- [Aim of the task]: Leave out the pictures and restate the rest of the data exactly.
--- BEGIN Available records ---
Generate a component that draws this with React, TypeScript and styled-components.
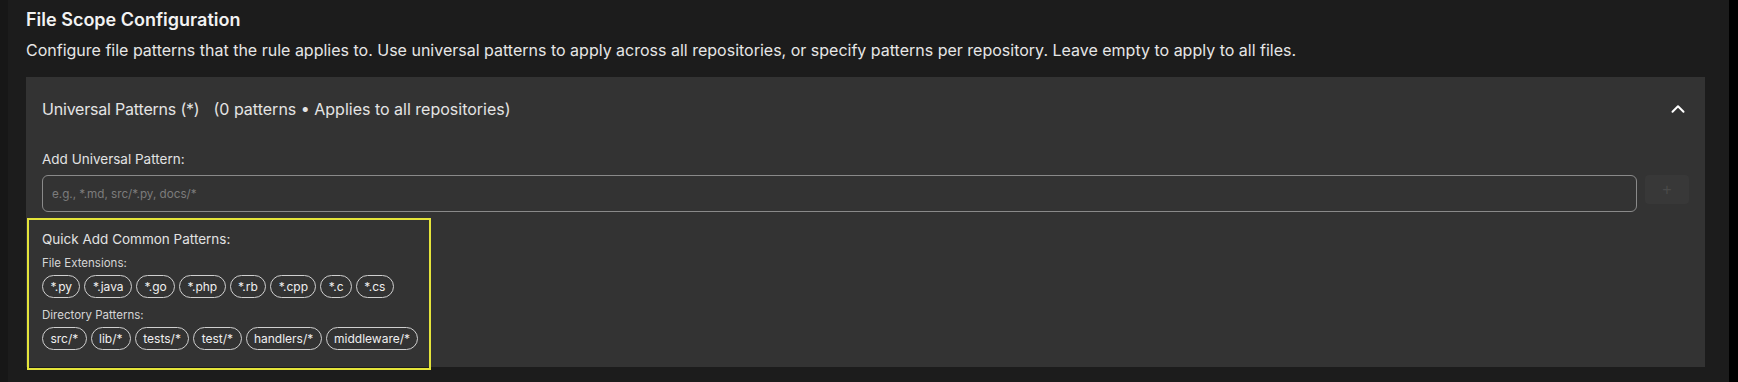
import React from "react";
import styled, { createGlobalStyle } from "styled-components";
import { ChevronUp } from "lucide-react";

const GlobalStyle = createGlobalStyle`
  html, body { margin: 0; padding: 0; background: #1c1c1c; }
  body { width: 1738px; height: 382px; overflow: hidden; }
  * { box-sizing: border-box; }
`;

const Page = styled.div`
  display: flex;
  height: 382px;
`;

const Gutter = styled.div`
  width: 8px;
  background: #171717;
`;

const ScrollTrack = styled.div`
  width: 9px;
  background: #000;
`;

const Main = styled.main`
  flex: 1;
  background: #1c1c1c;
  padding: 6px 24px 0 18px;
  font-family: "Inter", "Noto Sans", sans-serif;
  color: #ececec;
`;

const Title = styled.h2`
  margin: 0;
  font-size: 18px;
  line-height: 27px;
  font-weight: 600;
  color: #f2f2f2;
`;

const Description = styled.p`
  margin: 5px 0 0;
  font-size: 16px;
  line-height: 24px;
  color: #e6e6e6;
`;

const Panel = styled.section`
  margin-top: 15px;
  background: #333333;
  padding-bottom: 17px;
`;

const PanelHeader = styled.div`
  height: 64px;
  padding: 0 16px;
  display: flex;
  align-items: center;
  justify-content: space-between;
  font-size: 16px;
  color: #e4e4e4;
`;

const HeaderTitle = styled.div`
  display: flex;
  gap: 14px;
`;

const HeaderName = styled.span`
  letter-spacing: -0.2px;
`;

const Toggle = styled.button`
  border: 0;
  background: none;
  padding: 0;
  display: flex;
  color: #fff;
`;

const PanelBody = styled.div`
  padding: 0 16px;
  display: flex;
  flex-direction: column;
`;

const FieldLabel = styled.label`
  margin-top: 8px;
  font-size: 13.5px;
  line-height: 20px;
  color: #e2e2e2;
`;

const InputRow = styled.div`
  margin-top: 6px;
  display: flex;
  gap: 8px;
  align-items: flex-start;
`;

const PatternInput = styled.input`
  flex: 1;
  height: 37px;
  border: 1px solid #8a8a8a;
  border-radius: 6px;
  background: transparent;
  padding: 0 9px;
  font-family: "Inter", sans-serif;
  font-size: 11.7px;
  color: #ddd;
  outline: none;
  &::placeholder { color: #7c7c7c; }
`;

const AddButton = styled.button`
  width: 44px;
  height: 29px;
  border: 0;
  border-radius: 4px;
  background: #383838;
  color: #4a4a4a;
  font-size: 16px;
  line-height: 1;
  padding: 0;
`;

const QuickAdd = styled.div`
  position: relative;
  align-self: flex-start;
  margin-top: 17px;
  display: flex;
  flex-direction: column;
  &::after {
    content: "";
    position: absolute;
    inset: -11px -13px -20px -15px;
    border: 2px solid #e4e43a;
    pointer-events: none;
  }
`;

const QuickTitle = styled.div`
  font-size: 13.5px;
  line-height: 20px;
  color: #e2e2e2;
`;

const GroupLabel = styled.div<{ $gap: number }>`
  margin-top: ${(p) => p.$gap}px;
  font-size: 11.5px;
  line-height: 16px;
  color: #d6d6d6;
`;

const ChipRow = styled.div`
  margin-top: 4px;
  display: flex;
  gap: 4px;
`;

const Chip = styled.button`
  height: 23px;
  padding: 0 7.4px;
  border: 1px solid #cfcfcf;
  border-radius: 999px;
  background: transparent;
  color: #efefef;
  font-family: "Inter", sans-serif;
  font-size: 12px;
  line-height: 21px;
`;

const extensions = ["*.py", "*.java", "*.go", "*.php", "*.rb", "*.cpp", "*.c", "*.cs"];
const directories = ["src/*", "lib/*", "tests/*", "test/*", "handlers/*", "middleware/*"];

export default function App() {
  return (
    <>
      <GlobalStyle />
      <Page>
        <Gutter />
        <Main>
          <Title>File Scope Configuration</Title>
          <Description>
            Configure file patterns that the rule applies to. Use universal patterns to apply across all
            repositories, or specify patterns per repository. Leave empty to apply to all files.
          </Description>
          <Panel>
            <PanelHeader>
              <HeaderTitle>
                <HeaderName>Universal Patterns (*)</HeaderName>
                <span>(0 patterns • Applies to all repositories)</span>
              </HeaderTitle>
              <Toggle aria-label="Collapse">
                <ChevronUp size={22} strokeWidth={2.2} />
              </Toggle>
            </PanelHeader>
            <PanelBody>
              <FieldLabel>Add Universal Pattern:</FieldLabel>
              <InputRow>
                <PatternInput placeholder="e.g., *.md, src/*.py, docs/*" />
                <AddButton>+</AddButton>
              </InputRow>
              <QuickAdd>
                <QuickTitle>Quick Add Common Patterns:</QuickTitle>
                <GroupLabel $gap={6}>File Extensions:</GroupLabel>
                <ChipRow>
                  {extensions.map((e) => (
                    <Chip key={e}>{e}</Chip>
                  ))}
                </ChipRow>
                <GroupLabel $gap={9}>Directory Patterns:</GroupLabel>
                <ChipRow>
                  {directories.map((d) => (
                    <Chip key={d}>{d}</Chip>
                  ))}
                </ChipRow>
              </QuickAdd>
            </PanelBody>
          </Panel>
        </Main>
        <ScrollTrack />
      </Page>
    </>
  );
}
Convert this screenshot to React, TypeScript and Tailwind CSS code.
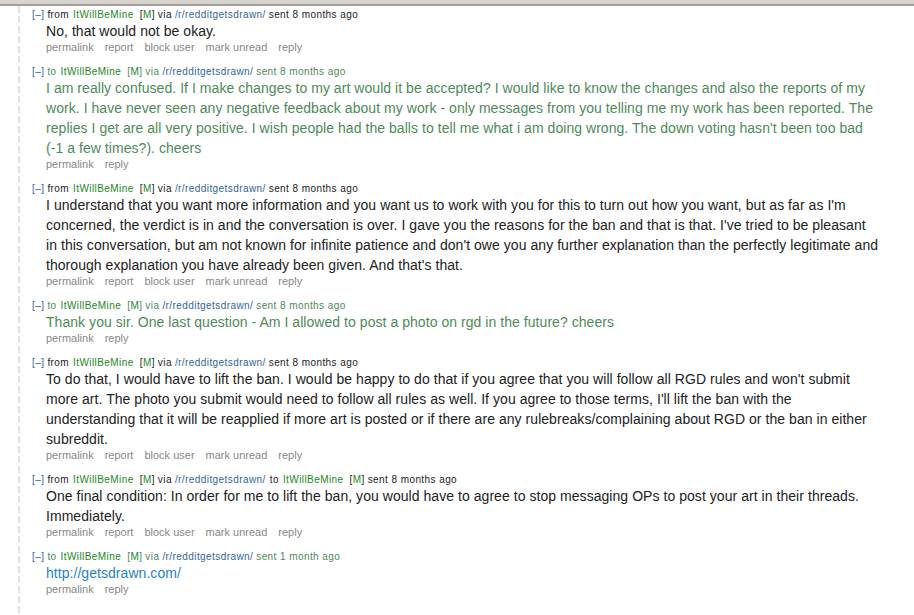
--- END Available records ---
- [Full output]:
Generate a component that draws this with React, TypeScript and styled-components.
import React from "react";
import styled, { createGlobalStyle } from "styled-components";
import { ChevronUp } from "lucide-react";

const GlobalStyle = createGlobalStyle`
  html, body { margin: 0; padding: 0; background: #1c1c1c; }
  body { width: 1738px; height: 382px; overflow: hidden; }
  * { box-sizing: border-box; }
`;

const Page = styled.div`
  display: flex;
  height: 382px;
`;

const Gutter = styled.div`
  width: 8px;
  background: #171717;
`;

const ScrollTrack = styled.div`
  width: 9px;
  background: #000;
`;

const Main = styled.main`
  flex: 1;
  background: #1c1c1c;
  padding: 6px 24px 0 18px;
  font-family: "Inter", "Noto Sans", sans-serif;
  color: #ececec;
`;

const Title = styled.h2`
  margin: 0;
  font-size: 18px;
  line-height: 27px;
  font-weight: 600;
  color: #f2f2f2;
`;

const Description = styled.p`
  margin: 5px 0 0;
  font-size: 16px;
  line-height: 24px;
  color: #e6e6e6;
`;

const Panel = styled.section`
  margin-top: 15px;
  background: #333333;
  padding-bottom: 17px;
`;

const PanelHeader = styled.div`
  height: 64px;
  padding: 0 16px;
  display: flex;
  align-items: center;
  justify-content: space-between;
  font-size: 16px;
  color: #e4e4e4;
`;

const HeaderTitle = styled.div`
  display: flex;
  gap: 14px;
`;

const HeaderName = styled.span`
  letter-spacing: -0.2px;
`;

const Toggle = styled.button`
  border: 0;
  background: none;
  padding: 0;
  display: flex;
  color: #fff;
`;

const PanelBody = styled.div`
  padding: 0 16px;
  display: flex;
  flex-direction: column;
`;

const FieldLabel = styled.label`
  margin-top: 8px;
  font-size: 13.5px;
  line-height: 20px;
  color: #e2e2e2;
`;

const InputRow = styled.div`
  margin-top: 6px;
  display: flex;
  gap: 8px;
  align-items: flex-start;
`;

const PatternInput = styled.input`
  flex: 1;
  height: 37px;
  border: 1px solid #8a8a8a;
  border-radius: 6px;
  background: transparent;
  padding: 0 9px;
  font-family: "Inter", sans-serif;
  font-size: 11.7px;
  color: #ddd;
  outline: none;
  &::placeholder { color: #7c7c7c; }
`;

const AddButton = styled.button`
  width: 44px;
  height: 29px;
  border: 0;
  border-radius: 4px;
  background: #383838;
  color: #4a4a4a;
  font-size: 16px;
  line-height: 1;
  padding: 0;
`;

const QuickAdd = styled.div`
  position: relative;
  align-self: flex-start;
  margin-top: 17px;
  display: flex;
  flex-direction: column;
  &::after {
    content: "";
    position: absolute;
    inset: -11px -13px -20px -15px;
    border: 2px solid #e4e43a;
    pointer-events: none;
  }
`;

const QuickTitle = styled.div`
  font-size: 13.5px;
  line-height: 20px;
  color: #e2e2e2;
`;

const GroupLabel = styled.div<{ $gap: number }>`
  margin-top: ${(p) => p.$gap}px;
  font-size: 11.5px;
  line-height: 16px;
  color: #d6d6d6;
`;

const ChipRow = styled.div`
  margin-top: 4px;
  display: flex;
  gap: 4px;
`;

const Chip = styled.button`
  height: 23px;
  padding: 0 7.4px;
  border: 1px solid #cfcfcf;
  border-radius: 999px;
  background: transparent;
  color: #efefef;
  font-family: "Inter", sans-serif;
  font-size: 12px;
  line-height: 21px;
`;

const extensions = ["*.py", "*.java", "*.go", "*.php", "*.rb", "*.cpp", "*.c", "*.cs"];
const directories = ["src/*", "lib/*", "tests/*", "test/*", "handlers/*", "middleware/*"];

export default function App() {
  return (
    <>
      <GlobalStyle />
      <Page>
        <Gutter />
        <Main>
          <Title>File Scope Configuration</Title>
          <Description>
            Configure file patterns that the rule applies to. Use universal patterns to apply across all
            repositories, or specify patterns per repository. Leave empty to apply to all files.
          </Description>
          <Panel>
            <PanelHeader>
              <HeaderTitle>
                <HeaderName>Universal Patterns (*)</HeaderName>
                <span>(0 patterns • Applies to all repositories)</span>
              </HeaderTitle>
              <Toggle aria-label="Collapse">
                <ChevronUp size={22} strokeWidth={2.2} />
              </Toggle>
            </PanelHeader>
            <PanelBody>
              <FieldLabel>Add Universal Pattern:</FieldLabel>
              <InputRow>
                <PatternInput placeholder="e.g., *.md, src/*.py, docs/*" />
                <AddButton>+</AddButton>
              </InputRow>
              <QuickAdd>
                <QuickTitle>Quick Add Common Patterns:</QuickTitle>
                <GroupLabel $gap={6}>File Extensions:</GroupLabel>
                <ChipRow>
                  {extensions.map((e) => (
                    <Chip key={e}>{e}</Chip>
                  ))}
                </ChipRow>
                <GroupLabel $gap={9}>Directory Patterns:</GroupLabel>
                <ChipRow>
                  {directories.map((d) => (
                    <Chip key={d}>{d}</Chip>
                  ))}
                </ChipRow>
              </QuickAdd>
            </PanelBody>
          </Panel>
        </Main>
        <ScrollTrack />
      </Page>
    </>
  );
}
Convert this screenshot to React, TypeScript and Tailwind CSS code.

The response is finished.